Written task> Transcribe the lines below verbatim, skipping the images.

* start *

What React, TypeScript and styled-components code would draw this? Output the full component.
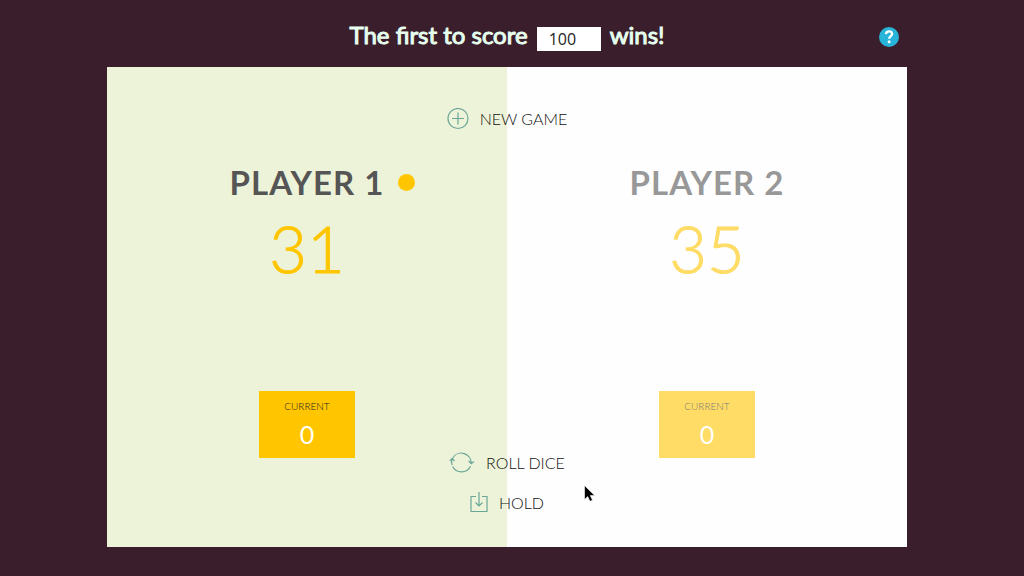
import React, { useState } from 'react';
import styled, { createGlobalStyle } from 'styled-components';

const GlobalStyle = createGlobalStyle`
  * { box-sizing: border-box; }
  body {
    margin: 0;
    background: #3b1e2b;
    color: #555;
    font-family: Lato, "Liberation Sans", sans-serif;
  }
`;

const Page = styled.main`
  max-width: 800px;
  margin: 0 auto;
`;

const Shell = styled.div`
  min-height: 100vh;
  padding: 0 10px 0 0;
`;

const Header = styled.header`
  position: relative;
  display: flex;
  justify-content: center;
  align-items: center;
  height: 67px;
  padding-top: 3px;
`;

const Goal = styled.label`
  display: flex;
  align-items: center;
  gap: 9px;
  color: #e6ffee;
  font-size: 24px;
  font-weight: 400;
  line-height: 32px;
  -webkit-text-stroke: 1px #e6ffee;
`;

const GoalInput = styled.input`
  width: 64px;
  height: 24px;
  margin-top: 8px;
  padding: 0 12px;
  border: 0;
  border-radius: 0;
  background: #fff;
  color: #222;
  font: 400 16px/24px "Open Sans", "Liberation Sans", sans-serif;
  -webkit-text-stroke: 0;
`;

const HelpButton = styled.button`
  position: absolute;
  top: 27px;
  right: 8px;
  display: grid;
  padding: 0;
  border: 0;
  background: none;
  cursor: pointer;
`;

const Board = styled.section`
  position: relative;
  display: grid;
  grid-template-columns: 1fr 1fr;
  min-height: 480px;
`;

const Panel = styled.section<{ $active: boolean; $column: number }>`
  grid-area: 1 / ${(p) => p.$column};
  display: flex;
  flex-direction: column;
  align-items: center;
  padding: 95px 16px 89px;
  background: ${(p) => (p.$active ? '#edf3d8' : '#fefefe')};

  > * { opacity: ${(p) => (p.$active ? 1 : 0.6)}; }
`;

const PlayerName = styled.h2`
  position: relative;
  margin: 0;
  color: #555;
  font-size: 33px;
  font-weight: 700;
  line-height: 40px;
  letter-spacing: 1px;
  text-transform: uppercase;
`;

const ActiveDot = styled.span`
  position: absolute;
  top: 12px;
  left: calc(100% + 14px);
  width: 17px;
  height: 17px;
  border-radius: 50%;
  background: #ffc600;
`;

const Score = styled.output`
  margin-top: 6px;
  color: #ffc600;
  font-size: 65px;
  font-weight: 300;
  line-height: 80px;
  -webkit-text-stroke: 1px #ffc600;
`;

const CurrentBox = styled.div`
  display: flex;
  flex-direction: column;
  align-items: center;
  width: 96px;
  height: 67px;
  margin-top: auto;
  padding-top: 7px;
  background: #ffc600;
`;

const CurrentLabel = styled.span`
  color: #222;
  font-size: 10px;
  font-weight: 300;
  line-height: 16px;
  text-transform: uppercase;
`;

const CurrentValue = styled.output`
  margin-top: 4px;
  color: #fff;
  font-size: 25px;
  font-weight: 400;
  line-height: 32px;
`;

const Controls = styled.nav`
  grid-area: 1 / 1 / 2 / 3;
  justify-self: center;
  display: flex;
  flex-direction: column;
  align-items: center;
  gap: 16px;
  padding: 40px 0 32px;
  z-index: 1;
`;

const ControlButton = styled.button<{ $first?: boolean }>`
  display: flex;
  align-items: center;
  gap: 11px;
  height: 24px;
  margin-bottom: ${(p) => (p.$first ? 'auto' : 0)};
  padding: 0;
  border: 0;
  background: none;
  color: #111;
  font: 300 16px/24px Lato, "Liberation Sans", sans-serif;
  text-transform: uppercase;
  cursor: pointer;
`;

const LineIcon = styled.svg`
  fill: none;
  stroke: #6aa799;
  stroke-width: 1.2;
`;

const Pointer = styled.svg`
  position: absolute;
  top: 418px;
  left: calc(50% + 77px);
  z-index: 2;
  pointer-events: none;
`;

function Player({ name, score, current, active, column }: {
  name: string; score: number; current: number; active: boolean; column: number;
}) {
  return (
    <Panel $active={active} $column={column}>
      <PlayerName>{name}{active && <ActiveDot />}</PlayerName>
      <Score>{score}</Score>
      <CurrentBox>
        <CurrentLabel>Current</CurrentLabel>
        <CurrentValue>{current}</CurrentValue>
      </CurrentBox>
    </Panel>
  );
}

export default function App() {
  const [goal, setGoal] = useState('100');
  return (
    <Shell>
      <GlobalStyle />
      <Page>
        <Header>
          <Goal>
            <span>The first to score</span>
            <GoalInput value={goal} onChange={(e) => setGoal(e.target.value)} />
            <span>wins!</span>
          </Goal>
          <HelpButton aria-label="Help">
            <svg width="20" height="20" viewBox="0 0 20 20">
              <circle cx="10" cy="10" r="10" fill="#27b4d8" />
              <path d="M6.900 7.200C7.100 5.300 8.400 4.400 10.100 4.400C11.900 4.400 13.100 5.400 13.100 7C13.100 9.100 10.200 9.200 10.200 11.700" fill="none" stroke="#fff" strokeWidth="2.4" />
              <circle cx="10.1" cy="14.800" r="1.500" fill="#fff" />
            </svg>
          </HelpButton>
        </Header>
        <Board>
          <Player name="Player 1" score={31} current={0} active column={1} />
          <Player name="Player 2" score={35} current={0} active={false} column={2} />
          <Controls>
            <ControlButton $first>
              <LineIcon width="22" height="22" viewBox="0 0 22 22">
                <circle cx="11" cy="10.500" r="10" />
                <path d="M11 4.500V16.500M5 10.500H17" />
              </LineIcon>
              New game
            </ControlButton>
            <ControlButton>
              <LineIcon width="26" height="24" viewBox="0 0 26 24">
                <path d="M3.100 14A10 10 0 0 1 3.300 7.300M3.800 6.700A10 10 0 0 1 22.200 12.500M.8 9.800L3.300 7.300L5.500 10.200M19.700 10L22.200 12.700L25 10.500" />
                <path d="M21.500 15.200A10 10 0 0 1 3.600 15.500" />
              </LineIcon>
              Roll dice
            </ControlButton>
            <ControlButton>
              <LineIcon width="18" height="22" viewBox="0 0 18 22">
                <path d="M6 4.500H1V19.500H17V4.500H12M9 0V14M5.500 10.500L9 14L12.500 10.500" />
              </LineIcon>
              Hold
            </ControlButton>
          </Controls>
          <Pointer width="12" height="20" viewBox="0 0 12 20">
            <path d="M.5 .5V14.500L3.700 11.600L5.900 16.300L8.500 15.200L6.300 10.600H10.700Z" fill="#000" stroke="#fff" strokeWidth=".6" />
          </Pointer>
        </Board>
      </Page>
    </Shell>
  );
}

* end *

Answer to this problem>
What React, TypeScript and styled-components code would draw this? Output the full component.
import React, { useState } from 'react';
import styled, { createGlobalStyle } from 'styled-components';

const GlobalStyle = createGlobalStyle`
  * { box-sizing: border-box; }
  body {
    margin: 0;
    background: #3b1e2b;
    color: #555;
    font-family: Lato, "Liberation Sans", sans-serif;
  }
`;

const Page = styled.main`
  max-width: 800px;
  margin: 0 auto;
`;

const Shell = styled.div`
  min-height: 100vh;
  padding: 0 10px 0 0;
`;

const Header = styled.header`
  position: relative;
  display: flex;
  justify-content: center;
  align-items: center;
  height: 67px;
  padding-top: 3px;
`;

const Goal = styled.label`
  display: flex;
  align-items: center;
  gap: 9px;
  color: #e6ffee;
  font-size: 24px;
  font-weight: 400;
  line-height: 32px;
  -webkit-text-stroke: 1px #e6ffee;
`;

const GoalInput = styled.input`
  width: 64px;
  height: 24px;
  margin-top: 8px;
  padding: 0 12px;
  border: 0;
  border-radius: 0;
  background: #fff;
  color: #222;
  font: 400 16px/24px "Open Sans", "Liberation Sans", sans-serif;
  -webkit-text-stroke: 0;
`;

const HelpButton = styled.button`
  position: absolute;
  top: 27px;
  right: 8px;
  display: grid;
  padding: 0;
  border: 0;
  background: none;
  cursor: pointer;
`;

const Board = styled.section`
  position: relative;
  display: grid;
  grid-template-columns: 1fr 1fr;
  min-height: 480px;
`;

const Panel = styled.section<{ $active: boolean; $column: number }>`
  grid-area: 1 / ${(p) => p.$column};
  display: flex;
  flex-direction: column;
  align-items: center;
  padding: 95px 16px 89px;
  background: ${(p) => (p.$active ? '#edf3d8' : '#fefefe')};

  > * { opacity: ${(p) => (p.$active ? 1 : 0.6)}; }
`;

const PlayerName = styled.h2`
  position: relative;
  margin: 0;
  color: #555;
  font-size: 33px;
  font-weight: 700;
  line-height: 40px;
  letter-spacing: 1px;
  text-transform: uppercase;
`;

const ActiveDot = styled.span`
  position: absolute;
  top: 12px;
  left: calc(100% + 14px);
  width: 17px;
  height: 17px;
  border-radius: 50%;
  background: #ffc600;
`;

const Score = styled.output`
  margin-top: 6px;
  color: #ffc600;
  font-size: 65px;
  font-weight: 300;
  line-height: 80px;
  -webkit-text-stroke: 1px #ffc600;
`;

const CurrentBox = styled.div`
  display: flex;
  flex-direction: column;
  align-items: center;
  width: 96px;
  height: 67px;
  margin-top: auto;
  padding-top: 7px;
  background: #ffc600;
`;

const CurrentLabel = styled.span`
  color: #222;
  font-size: 10px;
  font-weight: 300;
  line-height: 16px;
  text-transform: uppercase;
`;

const CurrentValue = styled.output`
  margin-top: 4px;
  color: #fff;
  font-size: 25px;
  font-weight: 400;
  line-height: 32px;
`;

const Controls = styled.nav`
  grid-area: 1 / 1 / 2 / 3;
  justify-self: center;
  display: flex;
  flex-direction: column;
  align-items: center;
  gap: 16px;
  padding: 40px 0 32px;
  z-index: 1;
`;

const ControlButton = styled.button<{ $first?: boolean }>`
  display: flex;
  align-items: center;
  gap: 11px;
  height: 24px;
  margin-bottom: ${(p) => (p.$first ? 'auto' : 0)};
  padding: 0;
  border: 0;
  background: none;
  color: #111;
  font: 300 16px/24px Lato, "Liberation Sans", sans-serif;
  text-transform: uppercase;
  cursor: pointer;
`;

const LineIcon = styled.svg`
  fill: none;
  stroke: #6aa799;
  stroke-width: 1.2;
`;

const Pointer = styled.svg`
  position: absolute;
  top: 418px;
  left: calc(50% + 77px);
  z-index: 2;
  pointer-events: none;
`;

function Player({ name, score, current, active, column }: {
  name: string; score: number; current: number; active: boolean; column: number;
}) {
  return (
    <Panel $active={active} $column={column}>
      <PlayerName>{name}{active && <ActiveDot />}</PlayerName>
      <Score>{score}</Score>
      <CurrentBox>
        <CurrentLabel>Current</CurrentLabel>
        <CurrentValue>{current}</CurrentValue>
      </CurrentBox>
    </Panel>
  );
}

export default function App() {
  const [goal, setGoal] = useState('100');
  return (
    <Shell>
      <GlobalStyle />
      <Page>
        <Header>
          <Goal>
            <span>The first to score</span>
            <GoalInput value={goal} onChange={(e) => setGoal(e.target.value)} />
            <span>wins!</span>
          </Goal>
          <HelpButton aria-label="Help">
            <svg width="20" height="20" viewBox="0 0 20 20">
              <circle cx="10" cy="10" r="10" fill="#27b4d8" />
              <path d="M6.900 7.200C7.100 5.300 8.400 4.400 10.100 4.400C11.900 4.400 13.100 5.400 13.100 7C13.100 9.100 10.200 9.200 10.200 11.700" fill="none" stroke="#fff" strokeWidth="2.4" />
              <circle cx="10.1" cy="14.800" r="1.500" fill="#fff" />
            </svg>
          </HelpButton>
        </Header>
        <Board>
          <Player name="Player 1" score={31} current={0} active column={1} />
          <Player name="Player 2" score={35} current={0} active={false} column={2} />
          <Controls>
            <ControlButton $first>
              <LineIcon width="22" height="22" viewBox="0 0 22 22">
                <circle cx="11" cy="10.500" r="10" />
                <path d="M11 4.500V16.500M5 10.500H17" />
              </LineIcon>
              New game
            </ControlButton>
            <ControlButton>
              <LineIcon width="26" height="24" viewBox="0 0 26 24">
                <path d="M3.100 14A10 10 0 0 1 3.300 7.300M3.800 6.700A10 10 0 0 1 22.200 12.500M.8 9.800L3.300 7.300L5.500 10.200M19.700 10L22.200 12.700L25 10.500" />
                <path d="M21.500 15.200A10 10 0 0 1 3.600 15.500" />
              </LineIcon>
              Roll dice
            </ControlButton>
            <ControlButton>
              <LineIcon width="18" height="22" viewBox="0 0 18 22">
                <path d="M6 4.500H1V19.500H17V4.500H12M9 0V14M5.500 10.500L9 14L12.500 10.500" />
              </LineIcon>
              Hold
            </ControlButton>
          </Controls>
          <Pointer width="12" height="20" viewBox="0 0 12 20">
            <path d="M.5 .5V14.500L3.700 11.600L5.900 16.300L8.500 15.200L6.300 10.600H10.700Z" fill="#000" stroke="#fff" strokeWidth=".6" />
          </Pointer>
        </Board>
      </Page>
    </Shell>
  );
}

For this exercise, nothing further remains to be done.